Aggiornamenti da Kurdistan e dintorni

di Gianni Sartori

Proseguono e si intensificano gli scioperi della fame a oltranza, sia di Leyla Guven che di altri prigionieri ed esponenti politici curdi. Arriva la notizia che agli oltre 300 militanti se ne sono aggiunti molti altri. A migliaia. E anche (per la seconda volta) alcuni prigionieri turchi comunisti.

Purtroppo la risposta della solidarietà internazionale non è stata – almeno finora – adeguata alla gravità della situazione. E l’opinione pubblica non è correttamente informata.

Del resto anche le istituzioni internazionali – Unione europea in primis – non sembrano aver colto (o hanno volutamente ignorato?) le ragioni profonde di tale lotta estrema. Ossia, la necessità della fine dell’isolamento per Ocalan (segregato a Imrali da venti anni) senza il quale non è possibile prospettare una “soluzione politica del conflitto” degna di tale nome.

Eppure è fuori discussione che i Curdi e le FDS hanno rappresentato l’essenza delle forze di terra nella lotta contro il Califfato. Sia catturando o eliminando circa 30mila miliziani dello Stato islamico, sia pagando un prezzo molto alto con la vita di migliaia di combattenti per la libertà.

Questo non ha fermato gli attacchi di Ankara contro le regioni autonome curde nel Nord della Siria. Prima nel 2016, poi – in profondità – nel 2018 (Afrin). Oltre che in Bakur naturalmente.

Possiamo parlare di un ennesimo tentativo di pulizia etnica da parte della Turchia. Che è consentito dal ritiro (totale o parziale, non si è ancora ben capito) degli USA. E il sultano Erdogan non aspettava altro.

Al momento pare che la Francia intenda proporsi come garante dell’incolumità delle popolazioni curde. O almeno così lasciano intravedere sia gli appelli del Partito Socialista francese (14 febbraio) sia le dichiarazione dell’ex presidente Hollande (a Kirkuk il 27 febbraio). Così come il recente appello rivolto all’Unione europea da Generation-s (il movimento fondato dall’ex candidato premier dei socialisti, Benoit Hamon) per “creare una zona di protezione sotto l’egida dell’Onu nel Nord della Siria”.

Quanto all’offerta del movimento curdo per una soluzione che comporti la realizzazione di una Siria decentralizzata, federale (e quindi NON la divisione del Paese come sostengono i detrattori del movimento curdo di liberazione) per ora non viene presa in considerazione da Damasco.

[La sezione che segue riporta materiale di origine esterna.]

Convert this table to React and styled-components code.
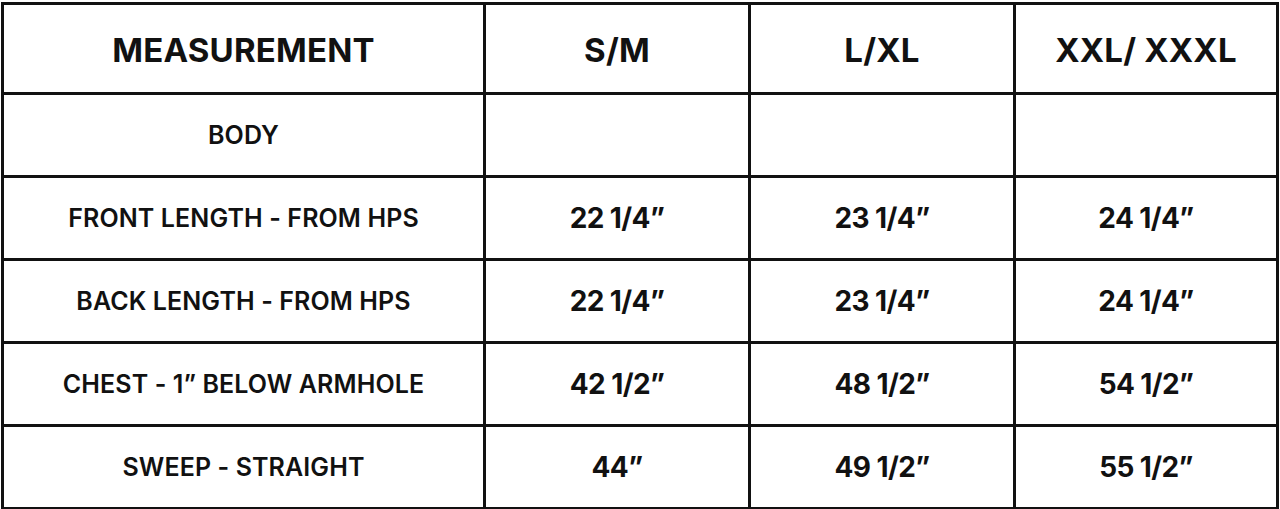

Erdogan resta letteralmente ossessionato dai curdi. Ma – dovendo render conto sia a Putin che a Trump – talvolta appare incerto (al di là delle roboanti dichiarazioni e dei propositi di “far pulizia”) e la situazione rimane sospesa. Fino a quando?

E’ possibile che la questione sia anche – o soprattutto – di natura economica, commerciale. Vedi l’acquisto da parte di Ankara del sistema S-400 dalla Russia, vedi la questione degli aerei F-35 statunitensi…

Il 28 febbraio si è tenuta presso il Parlamento di Bruxelles – con la partecipazione del Collectif belge pour la prévention des crimes de génocide et contre le negationisme,Women for justice, Centre laic juif David Susskind (CCLJ) e AGBU Europe – una conferenza dedicata alle donne yazide e alla tragedia subita da questa popolazione (uccisioni, stupri, rapimenti, riduzione in schiavitù). Tutti temi che non interessano i grandi media.